During the toughest period in the early 1940s, the average mortality rate in the camps reached 24% per year. It is difficult to calculate the total number of deaths in the Gulag, but one and a half to two times the scale of Auschwitz is a realistic estimate.
In addition to those arrested and passing through the camps, there were even more numerous groups of repressed individuals - victims of forced migrations conducted from 1930 to 1952. This amounted to about six million people. These were the dekulakized peasants, expelled "disenfranchised" individuals from cities, and victims of ethnic deportations. Ten nations were deported totally, and many partially. Deportations were carried out incredibly cruelly and cold-bloodedly. Sometimes entire convoys were left in the winter steppe, where everyone froze to death within a couple of days (as was the case with Russian Germans in Kazakhstan). Sometimes the population of entire villages was shot or burned alive if the deportation could not be completed within the established time frame (as with the Balkars). There are no exact figures for mortality among the deported, but this is approximately another Auschwitz.
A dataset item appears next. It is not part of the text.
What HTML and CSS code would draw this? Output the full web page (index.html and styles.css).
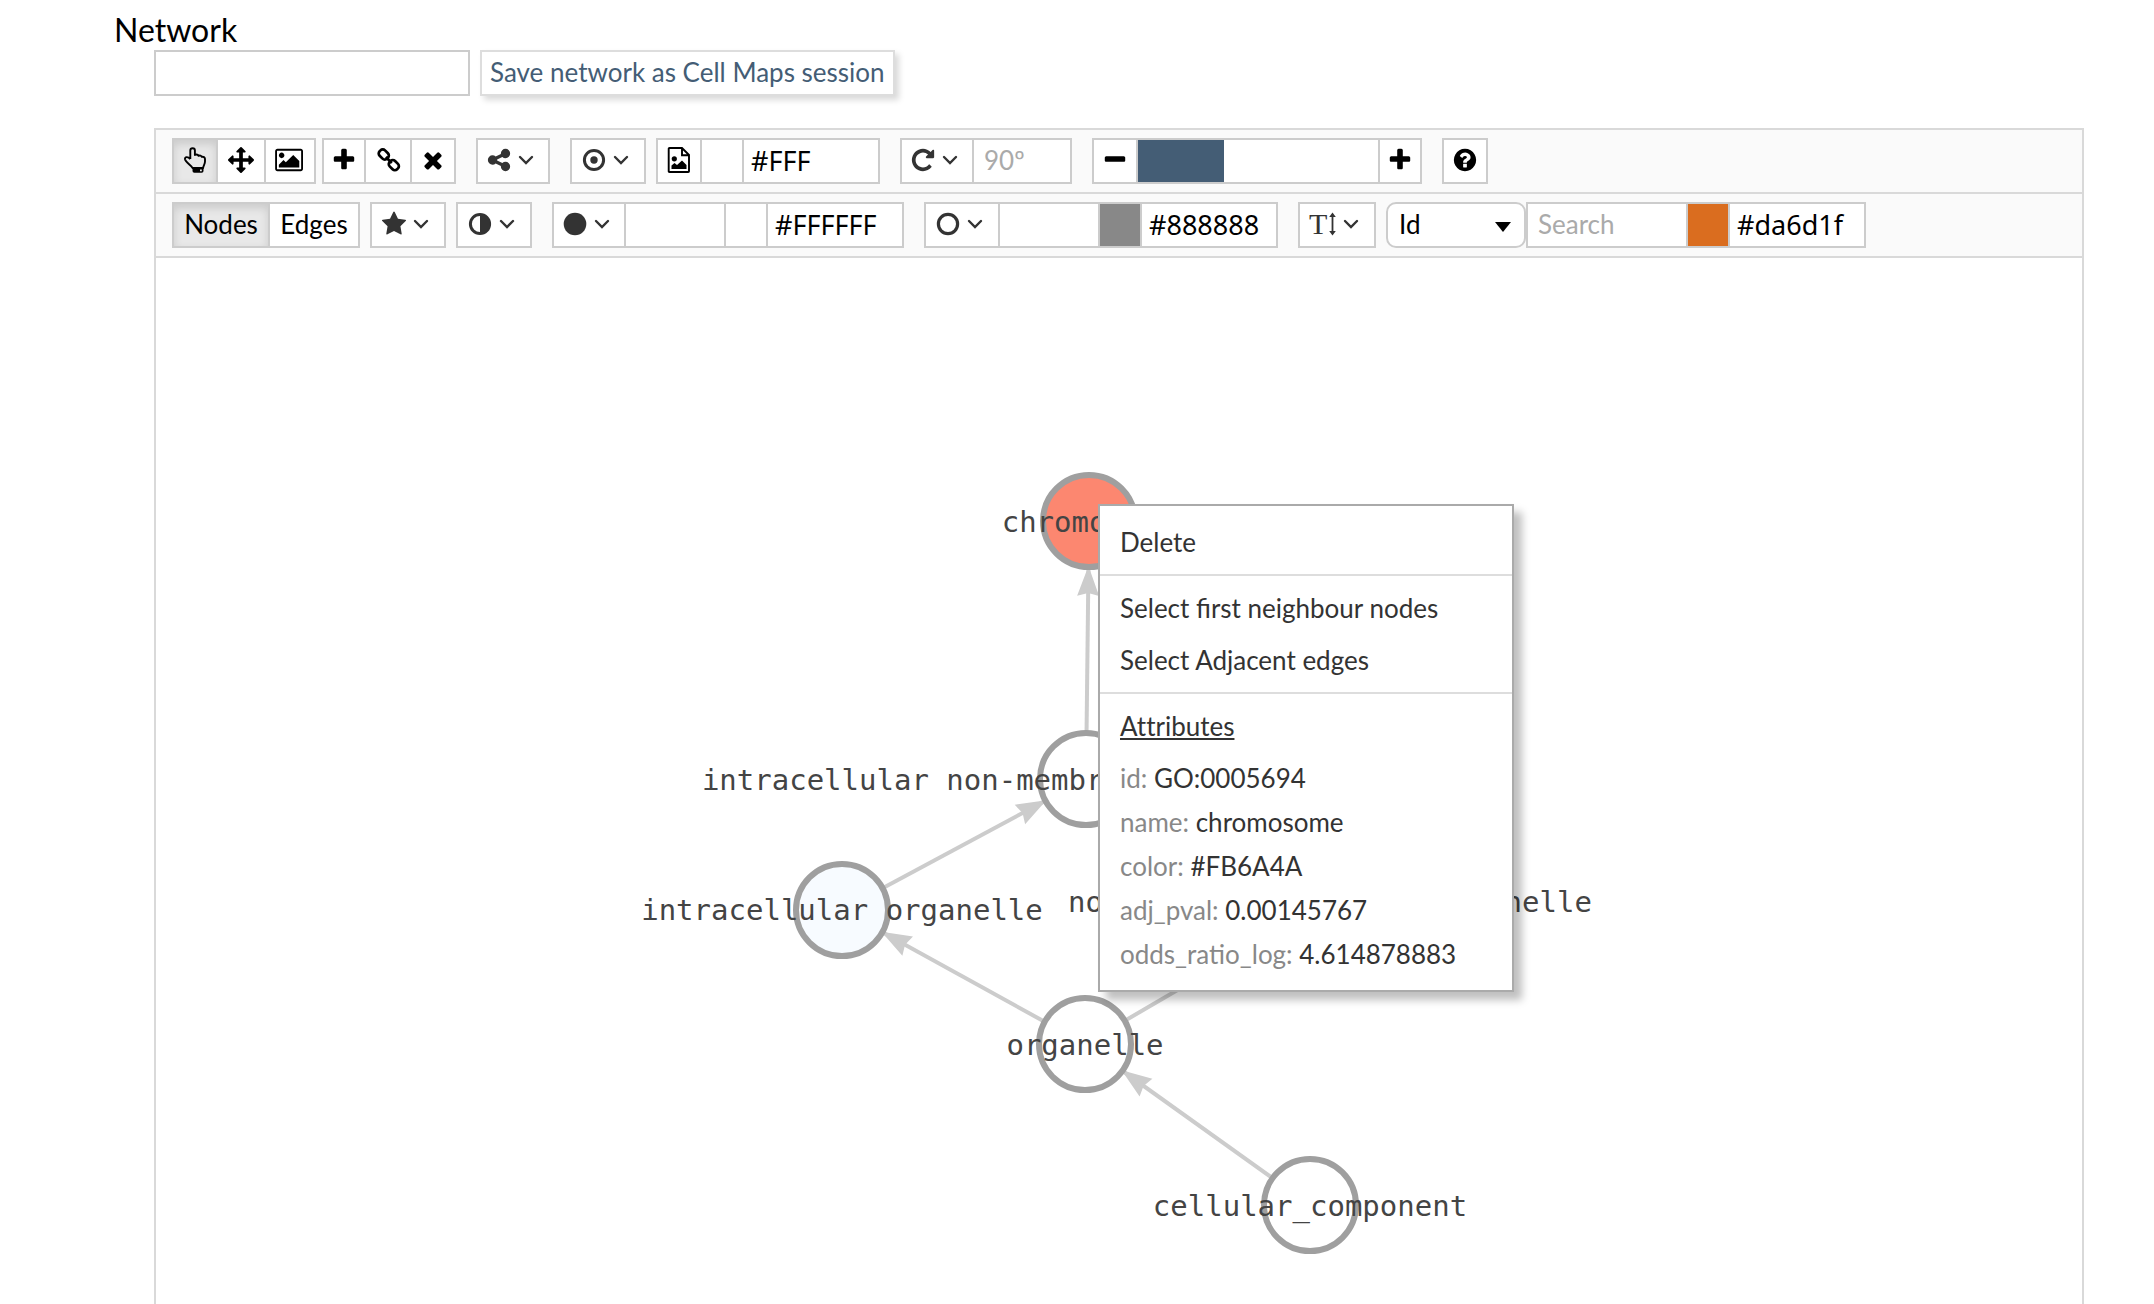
FILE: index.html
```html
<!DOCTYPE html>
<html lang="en">
<head>
<meta charset="utf-8">
<title>Network</title>
<link rel="stylesheet" href="styles.css">
</head>
<body>
<svg class="sprite" aria-hidden="true">
  <symbol id="plus" viewBox="0 0 1792 1792"><path d="M1600 736v192q0 40-28 68t-68 28h-416v416q0 40-28 68t-68 28h-192q-40 0-68-28t-28-68v-416h-416q-40 0-68-28t-28-68v-192q0-40 28-68t68-28h416v-416q0-40 28-68t68-28h192q40 0 68 28t28 68v416h416q40 0 68 28t28 68z"/></symbol>
  <symbol id="chevron" viewBox="0 0 16 26"><path d="M2 10l6 6 6-6" fill="none" stroke="currentColor" stroke-width="2.4" stroke-linecap="round"/></symbol>
</svg>

<h1 class="title">Network</h1>
<main class="viewer">
  <form class="session">
    <input class="session-name" type="text" aria-label="Session name">
    <button class="session-save" type="button">Save network as Cell Maps session</button>
  </form>

  <section class="panel">
    <div class="toolbar">
      <div class="group tight">
        <button class="seg w42 active" type="button" aria-label="Select"><svg class="icon" viewBox="0 0 26 26"><path d="M8.3 12V3.6a2.3 2.3 0 0 1 4.6 0V8c1.4-.7 3-.3 3.6.8 1.3-.6 2.8-.2 3.3 1 1.6-.4 3.2.6 3.2 2.2v2.5c0 2.800-1.700 4-1.900 6.500H10.500C9.500 18.200 3.500 15.500 3 12.200c-.2-2.400 2.800-3 5.300-.2" fill="none" stroke="currentColor" stroke-width="1.900" stroke-linejoin="round"/><path fill-rule="evenodd" d="M10.500 20.500h11V24q0 1.800-1.800 1.800h-7.400q-1.800 0-1.800-1.800zM18 22.500v1.800h1.800v-1.800z"/></svg></button>
        <button class="seg w46" type="button" aria-label="Move"><svg class="icon" viewBox="0 0 1792 1792"><path d="M1792 896q0 26-19 45l-256 256q-19 19-45 19t-45-19-19-45v-128h-384v384h128q26 0 45 19t19 45-19 45l-256 256q-19 19-45 19t-45-19l-256-256q-19-19-19-45t19-45 45-19h128v-384h-384v128q0 26-19 45t-45 19-45-19l-256-256q-19-19-19-45t19-45l256-256q19-19 45-19t45 19 19 45v128h384v-384h-128q-26 0-45-19t-19-45 19-45l256-256q19-19 45-19t45 19l256 256q19 19 19 45t-19 45-45 19h-128v384h384v-128q0-26 19-45t45-19 45 19l256 256q19 19 19 45z"/></svg></button>
        <button class="seg w48" type="button" aria-label="Background image"><svg class="icon wide" viewBox="0 0 1920 1792"><path d="M576 576q0 80-56 136t-136 56-136-56-56-136 56-136 136-56 136 56 56 136zm1024 384v448h-1408v-192l320-320 160 160 512-512zm96-704h-1600q-13 0-22.500 9.500t-9.500 22.500v1216q0 13 9.500 22.500t22.500 9.500h1600q13 0 22.500-9.500t9.500-22.500v-1216q0-13-9.500-22.500t-22.500-9.500zm160 32v1216q0 66-47 113t-113 47h-1600q-66 0-113-47t-47-113v-1216q0-66 47-113t113-47h1600q66 0 113 47t47 113z"/></svg></button>
      </div>
      <div class="group wide-gap">
        <button class="seg w40" type="button" aria-label="Add node"><svg class="icon"><use href="#plus"/></svg></button>
        <button class="seg w44" type="button" aria-label="Link nodes"><svg class="icon" viewBox="0 0 26 26"><g fill="none" stroke="currentColor" stroke-width="2.700"><rect x="-5" y="-3.800" width="10.500" height="7.600" rx="3.200" transform="translate(8.600 7.300) rotate(45)"/><rect x="-5.500" y="-3.800" width="10.500" height="7.600" rx="3.200" transform="translate(19 18.300) rotate(45)"/><path d="M10.800 10l6 6"/></g></svg></button>
        <button class="seg w42" type="button" aria-label="Remove"><svg class="icon" viewBox="0 0 1792 1792"><path d="M1490 1322q0 40-28 68l-136 136q-28 28-68 28t-68-28l-294-294-294 294q-28 28-68 28t-68-28l-136-136q-28-28-28-68t28-68l294-294-294-294q-28-28-28-68t28-68l136-136q28-28 68-28t68 28l294 294 294-294q28-28 68-28t68 28l136 136q28 28 28 68t-28 68l-294 294 294 294q28 28 28 68z"/></svg></button>
      </div>
      <div class="group wide-gap">
        <button class="seg drop w70" type="button" aria-label="Layout"><svg class="icon" viewBox="0 0 1792 1792"><path d="M1344 1024q133 0 226.500 93.500t93.500 226.500-93.500 226.500-226.500 93.500-226.500-93.500-93.500-226.500q0-12 2-34l-360-180q-92 86-218 86-133 0-226.500-93.500t-93.500-226.500 93.500-226.500 226.500-93.500q126 0 218 86l360-180q-2-22-2-34 0-133 93.500-226.500t226.500-93.500 226.500 93.500 93.500 226.500-93.500 226.500-226.500 93.500q-126 0-218-86l-360 180q2 22 2 34t-2 34l360 180q92-86 218-86z"/></svg><svg class="chevron"><use href="#chevron"/></svg></button>
      </div>
      <div class="group">
        <button class="seg drop w72" type="button" aria-label="Selection"><svg class="icon" viewBox="0 0 26 26"><circle cx="13" cy="13" r="9.600" fill="none" stroke="currentColor" stroke-width="3"/><circle cx="13" cy="13" r="3.700"/></svg><svg class="chevron"><use href="#chevron"/></svg></button>
      </div>
      <div class="group wide-gap">
        <button class="seg w42" type="button" aria-label="Export image"><svg class="icon" viewBox="0 0 26 26"><path d="M3.500 1h12.500l7 7v16.200q0 .8-.8.8H3.500q-.8 0-.8-.8V1.800q0-.8.8-.8zM16 1v7.300h7" fill="none" stroke="currentColor" stroke-width="1.900"/><circle cx="8.300" cy="11.800" r="2.600"/><path d="M5.500 22v-3.500l3-2.500 2.500 2 5-4.500 4.500 4.500V22z"/></svg></button>
        <button class="seg w40" type="button" aria-label="Background colour"></button>
        <input class="seg w134 hex" type="text" value="#FFF" aria-label="Background colour code">
      </div>
      <div class="group wide-gap">
        <button class="seg drop w70" type="button" aria-label="Rotate"><svg class="icon" viewBox="0 0 1792 1792"><path d="M1664 256v448q0 26-19 45t-45 19h-448q-42 0-59-40-17-39 14-69l138-138q-148-137-349-137-104 0-198.500 40.500t-163.500 109.500-109.500 163.500-40.500 198.500 40.500 198.500 109.500 163.500 163.500 109.500 198.500 40.500q119 0 225-52t179-147q7-10 23-12 15 0 25 9l137 138q9 8 9.500 20.500t-7.500 22.500q-109 132-264 204.500t-327 72.500q-156 0-298-61t-245-164-164-245-61-298 61-298 164-245 245-164 298-61q147 0 284.500 55.500t244.500 156.500l130-129q29-31 70-14 39 17 39 59z"/></svg><svg class="chevron"><use href="#chevron"/></svg></button>
        <input class="seg w96 field" type="text" placeholder="90º" aria-label="Rotation angle">
      </div>
      <div class="group wide-gap">
        <button class="seg w42" type="button" aria-label="Zoom out"><svg class="icon" viewBox="0 0 1792 1792"><path d="M1600 736v192q0 40-28 68t-68 28h-1216q-40 0-68-28t-28-68v-192q0-40 28-68t68-28h1216q40 0 68 28t28 68z"/></svg></button>
        <input class="seg slider" type="range" min="0" max="100" value="36" aria-label="Zoom level">
        <button class="seg w40" type="button" aria-label="Zoom in"><svg class="icon"><use href="#plus"/></svg></button>
      </div>
      <div class="group">
        <button class="seg w42" type="button" aria-label="Help"><svg class="icon" viewBox="0 0 1792 1792"><path d="M1024 1376v-192q0-14-9-23t-23-9h-192q-14 0-23 9t-9 23v192q0 14 9 23t23 9h192q14 0 23-9t9-23zm256-672q0-88-55.500-163t-138.500-116-170-41q-243 0-371 213-15 24 8 42l132 100q7 6 19 6 16 0 25-12 53-68 86-92 34-24 86-24 48 0 85.500 26t37.500 59q0 38-20 61t-68 45q-63 28-115.500 86.500t-52.500 125.500v36q0 14 9 23t23 9h192q14 0 23-9t9-23q0-19 21.500-49.500t54.500-49.500q32-18 49-28.500t46-35 44.500-48 28-60.500 12.500-81zm384 192q0 209-103 385.500t-279.500 279.500-385.500 103-385.500-103-279.500-279.500-103-385.500 103-385.500 279.500-279.500 385.500-103 385.500 103 279.500 279.500 103 385.500z"/></svg></button>
      </div>
    </div>

    <div class="toolbar">
      <div class="group">
        <button class="seg w94 active" type="button">Nodes</button>
        <button class="seg w88" type="button">Edges</button>
      </div>
      <div class="group">
        <button class="seg drop w72" type="button" aria-label="Shape"><svg class="icon" viewBox="0 0 1792 1792"><path d="M1728 647q0 22-26 48l-363 354 86 500q1 7 1 20 0 21-10.500 35.500t-30.500 14.500q-19 0-40-12l-449-236-449 236q-22 12-40 12-21 0-31.500-14.500t-10.500-35.500q0-6 2-20l86-500-364-354q-25-27-25-48 0-37 56-46l502-73 225-455q19-41 49-41t49 41l225 455 502 73q56 9 56 46z"/></svg><svg class="chevron"><use href="#chevron"/></svg></button>
      </div>
      <div class="group wide-gap">
        <button class="seg drop w72" type="button" aria-label="Opacity"><svg class="icon" viewBox="0 0 26 26"><circle cx="13" cy="13" r="9.600" fill="none" stroke="currentColor" stroke-width="3"/><path d="M13 3a10 10 0 0 1 0 20z"/></svg><svg class="chevron"><use href="#chevron"/></svg></button>
      </div>
      <div class="group wide-gap">
        <button class="seg drop w70" type="button" aria-label="Size"><svg class="icon" viewBox="0 0 26 26"><circle cx="13" cy="13" r="11.300"/></svg><svg class="chevron"><use href="#chevron"/></svg></button>
        <input class="seg w98 field" type="text" aria-label="Node size">
        <button class="seg w40" type="button" aria-label="Node colour"></button>
        <input class="seg w134 hex" type="text" value="#FFFFFF" aria-label="Node colour code">
      </div>
      <div class="group wide-gap">
        <button class="seg drop w72" type="button" aria-label="Stroke"><svg class="icon" viewBox="0 0 26 26"><circle cx="13" cy="13" r="9.600" fill="none" stroke="currentColor" stroke-width="3.200"/></svg><svg class="chevron"><use href="#chevron"/></svg></button>
        <input class="seg w98 field" type="text" aria-label="Stroke width">
        <button class="seg w40 grey" type="button" aria-label="Stroke colour"></button>
        <input class="seg w134 hex" type="text" value="#888888" aria-label="Stroke colour code">
      </div>
      <div class="group">
        <button class="seg drop w74" type="button" aria-label="Label size"><svg class="icon wide" viewBox="0 0 28 26"><text class="glyph" x="0" y="23">T</text><path d="M23.500 4v18" stroke="currentColor" stroke-width="1.800"/><path d="M23.500 1.500l3.300 4.500h-6.600zM23.500 24.500l3.300-4.500h-6.600z"/></svg><svg class="chevron"><use href="#chevron"/></svg></button>
      </div>
      <div class="pick">
        <select class="select" aria-label="Search attribute"><option>Id</option><option>name</option></select>
        <svg class="caret" viewBox="0 0 16 10"><path d="M0 0h16L8 10z"/></svg>
      </div>
      <div class="group">
        <input class="seg w158 field" type="text" placeholder="Search" aria-label="Search">
        <button class="seg w40 orange" type="button" aria-label="Highlight colour"></button>
        <input class="seg w134 hex" type="text" value="#da6d1f" aria-label="Highlight colour code">
      </div>
    </div>

    <div class="canvas">
      <svg class="graph" role="img" aria-label="Network graph">
        <defs>
          <marker id="arrow" markerUnits="userSpaceOnUse" markerWidth="30" markerHeight="24" refX="75" refY="12" orient="auto" viewBox="0 0 30 24" overflow="visible"><path d="M30 12L0 1l3 11-3 11z" fill="#ccc"/></marker>
        </defs>
        <g class="edges">
          <path d="M930 521L933 263"/>
          <path d="M686 652L930 521"/>
          <path d="M929 786L686 652"/>
          <path d="M929 786L1174 643"/>
          <path d="M1154 947L929 786"/>
        </g>
        <g class="nodes">
          <circle class="hot" cx="933" cy="263" r="46"/>
          <circle cx="930" cy="521" r="46"/>
          <circle class="cool" cx="686" cy="652" r="46"/>
          <circle cx="1174" cy="643" r="46"/>
          <circle cx="929" cy="786" r="46"/>
          <circle cx="1154" cy="947" r="46"/>
        </g>
        <g class="labels">
          <text x="933" y="274">chromosome</text>
          <text x="930" y="532">intracellular non-membrane-bounded organelle</text>
          <text x="686" y="662">intracellular organelle</text>
          <text x="1174" y="654">non-membrane-bounded organelle</text>
          <text x="929" y="797">organelle</text>
          <text x="1154" y="958">cellular_component</text>
        </g>
      </svg>

      <div class="menu">
        <div class="menu-part">
          <button class="menu-item" type="button">Delete</button>
        </div>
        <div class="menu-part">
          <button class="menu-item" type="button">Select first neighbour nodes</button>
          <button class="menu-item" type="button">Select Adjacent edges</button>
        </div>
        <div class="menu-part">
          <h2 class="menu-title">Attributes</h2>
          <dl class="attrs">
            <div><dt>id:</dt> <dd>GO:0005694</dd></div>
            <div><dt>name:</dt> <dd>chromosome</dd></div>
            <div><dt>color:</dt> <dd>#FB6A4A</dd></div>
            <div><dt>adj_pval:</dt> <dd>0.00145767</dd></div>
            <div><dt>odds_ratio_log:</dt> <dd>4.614878883</dd></div>
          </dl>
        </div>
      </div>
    </div>
  </section>
</main>
</body>
</html>
```
FILE: styles.css
```css
* { box-sizing: border-box; }

body {
  margin: 0;
  min-height: 100vh;
  display: flex;
  flex-direction: column;
  background: #fff;
  color: #000;
  font-family: Lato, sans-serif;
  font-size: 26px;
}

button, input, select {
  margin: 0;
  padding: 0;
  border: 0;
  border-radius: 0;
  background: #fff;
  color: inherit;
  font: inherit;
}

.sprite { display: none; }

.title {
  margin: 0;
  padding: 12px 0 2px 114px;
  font-size: 32px;
  font-weight: 400;
  line-height: 36px;
}

.viewer {
  flex: 1;
  display: flex;
  flex-direction: column;
  gap: 32px;
  margin: 0 70px 0 154px;
}

.session { display: flex; gap: 10px; }

.session-name {
  width: 316px;
  height: 46px;
  padding: 0 10px;
  border: 2px solid #ccc;
}

.session-save {
  height: 46px;
  padding: 0 8px 2px;
  border: 2px solid #ddd;
  box-shadow: 4px 4px 6px rgba(0, 0, 0, 0.15);
  color: #445d75;
}

.panel {
  flex: 1;
  display: flex;
  flex-direction: column;
  border: 2px solid #d9d9d9;
  border-bottom: 0;
}

.toolbar {
  display: flex;
  padding: 8px 16px;
  border-bottom: 2px solid #d9d9d9;
  background: #fafafa;
}

.group {
  display: flex;
  height: 46px;
  margin-right: 10px;
  border: 2px solid #ccc;
  background: #ccc;
  gap: 2px;
}

.group.tight { margin-right: 6px; }
.group.wide-gap { margin-right: 20px; }

.seg {
  display: flex;
  align-items: center;
  justify-content: center;
  height: 42px;
  padding-bottom: 2px;
}

.w40 { width: 40px; }
.w42 { width: 42px; }
.w44 { width: 44px; }
.w46 { width: 46px; }
.w48 { width: 48px; }
.w70 { width: 70px; }
.w72 { width: 72px; }
.w74 { width: 74px; }
.w88 { width: 88px; }
.w94 { width: 94px; }
.w96 { width: 96px; }
.w98 { width: 98px; }
.w134 { width: 134px; }
.w158 { width: 158px; }

.seg.active {
  background: #e8e8e8;
  box-shadow: inset 0 4px 8px rgba(0, 0, 0, 0.13);
}

.seg.drop {
  gap: 6px;
  padding-right: 6px;
  color: #333;
}

.seg.field { padding: 0 10px 2px; }

.seg.hex {
  padding: 0 7px 2px;
  font-family: "Noto Sans", sans-serif;
  font-size: 27px;
}

.seg.grey { background: #888; }
.seg.orange { background: #da6d1f; }

::placeholder { color: #aaa; opacity: 1; }

.slider {
  width: 240px;
  appearance: none;
  background: linear-gradient(to right, #445d75 36%, #fff 36%);
}

.slider::-webkit-slider-thumb {
  appearance: none;
  width: 2px;
  height: 40px;
  background: transparent;
}

.icon {
  flex: none;
  width: 26px;
  height: 26px;
  fill: currentColor;
  overflow: visible;
}

.icon.wide { width: 28px; }

.chevron {
  flex: none;
  width: 16px;
  height: 26px;
}

.glyph {
  font-family: "Liberation Serif", serif;
  font-size: 30px;
}

.pick { display: grid; align-items: center; }

.select {
  grid-area: 1 / 1;
  width: 140px;
  height: 46px;
  padding: 0 11px 2px;
  border: 2px solid #ccc;
  border-radius: 10px;
  appearance: none;
}

.caret {
  grid-area: 1 / 1;
  justify-self: end;
  width: 16px;
  height: 10px;
  margin: 4px 15px 0 0;
  pointer-events: none;
}

.canvas {
  position: relative;
  flex: 1;
  display: flex;
  overflow: hidden;
}

.graph { flex: 1; }

.edges { fill: none; stroke: #ccc; stroke-width: 4; }
.edges path { marker-end: url(#arrow); }

.nodes { fill: #fff; stroke: #9f9f9f; stroke-width: 6; }
.nodes .hot { fill: #fc8770; }
.nodes .cool { fill: #f7fbff; }

.labels {
  fill: #444;
  font-family: "DejaVu Sans Mono", monospace;
  font-size: 29px;
  text-anchor: middle;
}

.menu {
  position: absolute;
  left: 942px;
  top: 246px;
  width: 416px;
  padding: 4px 0 8px;
  border: 2px solid #aaa;
  background: #fff;
  box-shadow: 8px 8px 8px rgba(0, 0, 0, 0.25);
  color: #333;
}

.menu-part { padding: 6px 0; }
.menu-part + .menu-part { border-top: 2px solid #ddd; }

.menu-item {
  display: block;
  width: 100%;
  padding: 0 20px;
  background: none;
  line-height: 52px;
  text-align: left;
}

.menu-title {
  margin: 0 20px;
  font-size: 26px;
  font-weight: 400;
  font-variant-ligatures: none;
  line-height: 52px;
  text-decoration: underline;
}

.attrs { margin: 4px 20px 0; line-height: 44px; }
.attrs dt { display: inline; color: #888; }
.attrs dd { display: inline; margin: 0; }
```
The Red Army liberated Auschwitz, but it guarded Soviet camps until the very end. Few people know that Nazi concentration camps were used for this purpose for another five years. Among the most famous were Buchenwald and Sachsenhausen (Special Camp No. 2 and Special Camp No. 7 in Soviet terminology). Since 1948, the special camps were subordinated to the Gulag, and in 1950 they were liquidated. But their equipment did not disappear: new thrifty owners took it out and used it for its intended purpose in domestic camps. As follows from this document, dismantled wooden barracks, kitchen and laundry equipment, medical property were exported to the USSR. As well as some "production mechanisms" - what is hidden under this ominous definition is not deciphered in the document.
Therefore, there are neither photographs of what was happening there, nor accurate numbers, nor exhaustive documentation. That is to say, documentation certainly exists, but it is only accessible to the archivists of the FSB. And they still do not share information. Therefore, today the symbols of mass extermination of people in the 20th century remain only the well-studied and turned-into-museums Nazi concentration camps.
Soviet history, following the Nazi one, cannot yet become just history.